The program is saved in the file Q2.cu. It is compiled as follows:
nvcc --ptxas-options=-v -arch=sm_20 -DNUMTHREADS=10 -DNUMBLOCKS=14 Q2.cu -o Q2.exe
ptxas info : Compiling entry function ‘_Z15leibnizinblocksPd’ for ‘sm_20’
ptxas info : Used 8 registers, 8+0 bytes smem, 40 bytes cmem[0]
Note that the compiler uses 8 bytes of smem, 4 each for lock and sum. The cmem is presumably used to pass arguments and for constants such as 1.

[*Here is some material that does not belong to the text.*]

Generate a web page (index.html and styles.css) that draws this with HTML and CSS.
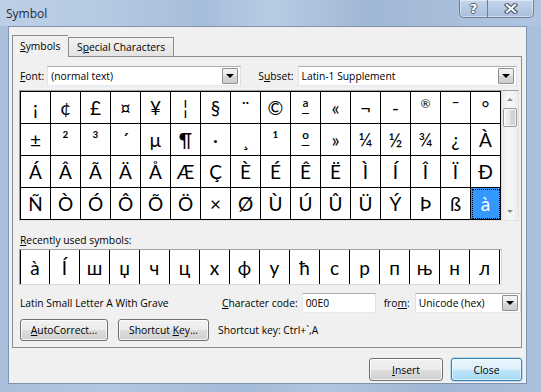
FILE: index.html
```html
<!DOCTYPE html>
<html lang="en">
<head>
    <meta charset="UTF-8">
    <meta name="viewport" content="width=device-width, initial-scale=1.0">
    <title>Symbol</title>
    <link rel="stylesheet" href="styles.css">
</head>
<body>
<div class="window">
    <div class="titlebar">
        <span class="title">Symbol</span>
        <div class="caption-btns">
            <span class="cbtn help">?</span>
            <span class="cbtn close">
                <svg width="14" height="11" viewBox="0 0 14 11">
                    <path d="M3 2 L11 9 M11 2 L3 9" stroke="#4d5d73" stroke-width="4.4" stroke-linecap="square"/>
                    <path d="M3 2 L11 9 M11 2 L3 9" stroke="#fff" stroke-width="2.2" stroke-linecap="square"/>
                </svg>
            </span>
        </div>
    </div>

    <div class="client">
        <div class="tabs">
            <div class="tab active"><u>S</u>ymbols</div>
            <div class="tab">S<u>p</u>ecial Characters</div>
        </div>

        <div class="page">
            <div class="select-row">
                <span class="lbl"><u>F</u>ont:</span>
                <div class="combo font-combo">
                    <span class="combo-text">(normal text)</span>
                    <span class="drop"><i></i></span>
                </div>
                <span class="lbl subset-lbl">S<u>u</u>bset:</span>
                <div class="combo subset-combo">
                    <span class="combo-text">Latin-1 Supplement</span>
                    <span class="drop"><i></i></span>
                </div>
            </div>

            <div class="charmap">
                <div class="symgrid" id="symgrid"></div>
                <div class="vscroll">
                    <span class="arrow up"></span>
                    <span class="thumb"></span>
                    <span class="track"></span>
                    <span class="arrow down"></span>
                </div>
            </div>

            <div class="recent-lbl"><u>R</u>ecently used symbols:</div>
            <div class="recent" id="recent"></div>

            <div class="info-row">
                <span class="char-name">Latin Small Letter A With Grave</span>
                <span class="lbl code-lbl"><u>C</u>haracter code:</span>
                <div class="textbox">00E0</div>
                <span class="lbl from-lbl">fro<u>m</u>:</span>
                <div class="combo from-combo">
                    <span class="combo-text">Unicode (hex)</span>
                    <span class="drop"><i></i></span>
                </div>
            </div>

            <div class="btn-row">
                <button class="btn autocorrect"><u>A</u>utoCorrect...</button>
                <button class="btn shortcut">Shortcut <u>K</u>ey...</button>
                <span class="shortcut-text">Shortcut key: Ctrl+`,A</span>
            </div>
        </div>

        <div class="footer">
            <button class="btn insert"><u>I</u>nsert</button>
            <button class="btn default">Close</button>
        </div>
    </div>
</div>

<script>
    var symbols = '¡¢£¤¥¦§¨©ª«¬-®¯°' +
                  '±²³´µ¶·¸¹º»¼½¾¿À' +
                  'ÁÂÃÄÅÆÇÈÉÊËÌÍÎÏÐ' +
                  'ÑÒÓÔÕÖ×ØÙÚÛÜÝÞßà';
    var recent = ['à', 'Í', 'ш', 'џ', 'ч', 'ц', 'х', 'ф', 'у', 'ћ', 'с', 'р', 'п', 'њ', 'н', 'л'];
    // glyphs the original font draws smaller / underlined
    var extra = { '®': 'reg', 'ª': 'ord', 'º': 'ord' };

    var grid = document.getElementById('symgrid');
    Array.from(symbols).forEach(function (ch, i) {
        var cell = document.createElement('div');
        cell.className = 'cell';
        if (extra[ch]) cell.className += ' ' + extra[ch];
        if (i === 63) cell.className += ' selected';
        cell.textContent = ch;
        grid.appendChild(cell);
    });

    var rec = document.getElementById('recent');
    recent.forEach(function (ch) {
        var cell = document.createElement('div');
        cell.className = 'rcell';
        cell.textContent = ch;
        rec.appendChild(cell);
    });
</script>
</body>
</html>
```
FILE: styles.css
```css
body {
    margin: 0;
    font-family: "Open Sans", "Noto Sans", sans-serif;
    font-size: 10.3px;
    color: #000;
}
.window {
    width: 541px;
    height: 392px;
    background: linear-gradient(90deg, #a9bfdb 0%, #b3c7e0 20%, #a3bad8 45%, #b2c6df 60%, #9fb6d4 80%, #aac0dc 100%);
    overflow: hidden;
}
.titlebar {
    height: 26px;
    display: flex;
    align-items: flex-start;
    background: linear-gradient(90deg, #bccfe6 0%, #b6cae2 18%, #a6bddb 38%, #b9cce4 50%, #a0b7d5 68%, #b0c5df 100%);
}
.title {
    margin: 5px 0 0 6px;
    font-size: 12px;
    color: #1e2b3c;
}
.caption-btns {
    margin-left: auto;
    margin-right: 7px;
    display: flex;
    border: 1px solid #6d7f98;
    border-top: none;
    border-radius: 0 0 5px 5px;
    background: linear-gradient(#c4d5ea, #a9bedb);
    box-shadow: inset 0 0 0 1px rgba(255, 255, 255, 0.45);
    height: 17px;
}
.cbtn {
    display: flex;
    align-items: center;
    justify-content: center;
}
.help {
    width: 27px;
    border-right: 1px solid #6d7f98;
    font: bold 13px "DejaVu Sans", sans-serif;
    color: #fff;
    text-shadow: 1px 0 #4d5d73, -1px 0 #4d5d73, 0 1px #4d5d73, 0 -1px #4d5d73;
}
.close {
    width: 45px;
}
.client {
    box-sizing: border-box;
    width: 519px;
    height: 358px;
    margin-left: 8px;
    padding: 8px 4px 0 3px;
    background: #f0f0f0;
    border: 1px solid #7f94b0;
}

/* tabs */
.tabs {
    display: flex;
    align-items: flex-end;
    height: 21px;
    position: relative;
    z-index: 1;
}
.tab {
    height: 18px;
    padding: 0 8px;
    line-height: 18px;
    white-space: nowrap;
    border: 1px solid #898c95;
    border-bottom: none;
    background: linear-gradient(#f2f2f2, #e3e3e3);
}
.tab.active {
    height: 21px;
    line-height: 20px;
    padding: 0 7px;
    width: 41px;
    background: #f0f0f0;
    margin-bottom: -1px;
    border-right: none;
}
.page {
    box-sizing: border-box;
    width: 510px;
    height: 292px;
    border: 1px solid #898c95;
    padding: 0 0 0 6px;
    background: #f0f0f0;
}
.lbl {
    white-space: nowrap;
}
.select-row {
    display: flex;
    align-items: center;
    height: 20px;
    margin-top: 9px;
    padding-left: 1px;
}
.combo {
    box-sizing: border-box;
    height: 20px;
    border: 1px solid #abadb3;
    border-color: #abadb3 #dbdfe6 #e3e9ef #e2e3ea;
    background: #fff;
    display: flex;
    align-items: center;
    padding: 0 2px 0 3px;
}
.combo-text {
    flex: 1;
}
.drop {
    box-sizing: border-box;
    width: 16px;
    height: 16px;
    border: 1px solid #8f8f8f;
    border-radius: 1px;
    background: linear-gradient(#f3f3f3 0%, #e8e8e8 50%, #d8d8d8 51%, #cdcdcd 100%);
    display: flex;
    align-items: center;
    justify-content: center;
}
.drop i {
    width: 0;
    height: 0;
    border-left: 4px solid transparent;
    border-right: 4px solid transparent;
    border-top: 4px solid #000;
}
.font-combo {
    width: 194px;
    margin-left: 3px;
}
.subset-lbl {
    margin-left: 17px;
}
.subset-combo {
    width: 219px;
    margin-left: 4px;
}

/* character map */
.charmap {
    display: flex;
    width: 500px;
    box-sizing: border-box;
    border: 1px solid #a0a0a0;
    border-right-color: #e3e3e3;
    border-bottom-color: #e3e3e3;
    margin-top: 4px;
    background: #fff;
}
.symgrid {
    display: grid;
    grid-template-columns: repeat(16, 30px);
    grid-auto-rows: 32px;
    border-left: 1px solid #000;
    border-top: 1px solid #000;
}
.cell, .rcell {
    box-sizing: border-box;
    display: flex;
    align-items: center;
    justify-content: center;
    font-family: Lato, "Open Sans", sans-serif;
    font-size: 19px;
    color: #000;
}
.cell {
    border-right: 1px solid #000;
    border-bottom: 1px solid #000;
}
.cell.reg {
    font-size: 12px;
    padding-bottom: 8px;
}
.cell.ord {
    text-decoration: underline;
    text-decoration-thickness: 1px;
    text-underline-offset: -2px;
}
.cell.selected {
    background: #3399ff;
    color: #fff;
    outline: 1px dotted #000;
    outline-offset: -2px;
}
.vscroll {
    width: 17px;
    display: flex;
    flex-direction: column;
    background: linear-gradient(90deg, #e9e9e9, #f5f5f5 30%, #f5f5f5 70%, #e9e9e9);
    border-left: 1px solid #e0e0e0;
}
.arrow {
    height: 17px;
    display: flex;
    align-items: center;
    justify-content: center;
}
.arrow::after {
    content: "";
    border-left: 3px solid transparent;
    border-right: 3px solid transparent;
}
.arrow.up::after {
    border-bottom: 3px solid #8a8a8a;
}
.arrow.down::after {
    border-top: 3px solid #8a8a8a;
}
.thumb {
    height: 17px;
    margin: 0 1px;
    border: 1px solid #9a9a9a;
    border-radius: 2px;
    background: linear-gradient(90deg, #f4f4f4, #e6e6e6 50%, #d8d8d8 51%, #d0d0d0);
    box-shadow: inset 0 0 0 1px rgba(255, 255, 255, 0.7);
}
.track {
    flex: 1;
}

.recent-lbl {
    margin-top: 12px;
    height: 14px;
    line-height: 14px;
    padding-left: 1px;
}
.recent {
    display: flex;
    width: 483px;
    height: 36px;
    box-sizing: border-box;
    margin-top: 2px;
    border: 1px solid #a0a0a0;
    border-right-color: #d8d8d8;
    border-bottom-color: #d8d8d8;
    background: #fff;
}
.rcell {
    width: 30px;
    border-right: 1px solid #000;
}
.rcell:first-child {
    border-left: 1px solid #000;
}

.info-row {
    display: flex;
    align-items: center;
    height: 20px;
    margin-top: 8px;
    padding-left: 1px;
}
.char-name {
    width: 202px;
}
.textbox {
    box-sizing: border-box;
    width: 74px;
    height: 20px;
    margin-left: 4px;
    padding: 0 3px;
    line-height: 18px;
    border: 1px solid #abadb3;
    border-color: #abadb3 #dbdfe6 #e3e9ef #e2e3ea;
    background: #fff;
}
.from-lbl {
    margin-left: 8px;
}
.from-combo {
    width: 106px;
    margin-left: 5px;
}

.btn-row {
    display: flex;
    align-items: center;
    height: 22px;
    margin-top: 6px;
    padding-left: 1px;
}
.btn {
    box-sizing: border-box;
    height: 22px;
    padding: 0;
    font: inherit;
    color: #000;
    border: 1px solid #707070;
    border-radius: 3px;
    background: linear-gradient(#f2f2f2 0%, #ebebeb 50%, #dddddd 51%, #cfcfcf 100%);
    box-shadow: inset 0 0 0 1px rgba(255, 255, 255, 0.75);
}
.autocorrect {
    width: 88px;
}
.shortcut {
    width: 91px;
    margin-left: 10px;
}
.shortcut-text {
    margin-left: 9px;
}

.footer {
    display: flex;
    justify-content: flex-end;
    gap: 8px;
    margin-top: 10px;
}
.footer .btn {
    height: 23px;
}
.btn.insert {
    width: 74px;
}
.btn.default {
    width: 71px;
    border-color: #3c7fb1;
    background: linear-gradient(#eaf6fd 0%, #d9f0fc 50%, #bee6fd 51%, #a7d9f5 100%);
    box-shadow: inset 0 0 0 1px rgba(255, 255, 255, 0.6), 0 0 0 0.5px #7cc5ee;
}
```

The nvcc toolkit is as follows:
[root@ip-10-17-160-215 bq-gpu]# nvcc --version
nvcc: NVIDIA (R) Cuda compiler driver
Copyright (c) 2005-2010 NVIDIA Corporation
Built on Mon_Jun__7_18:56:31_PDT_2010
Cuda compilation tools, release 3.1, V0.2.1221
I expect result[0] to print as 0+1+…+9=45. However the program prints “CUDA: no error” twice as expected and just hangs. It does not print result[0] at all.
Can you please explain what is going on? Any help will be greatly appreciated.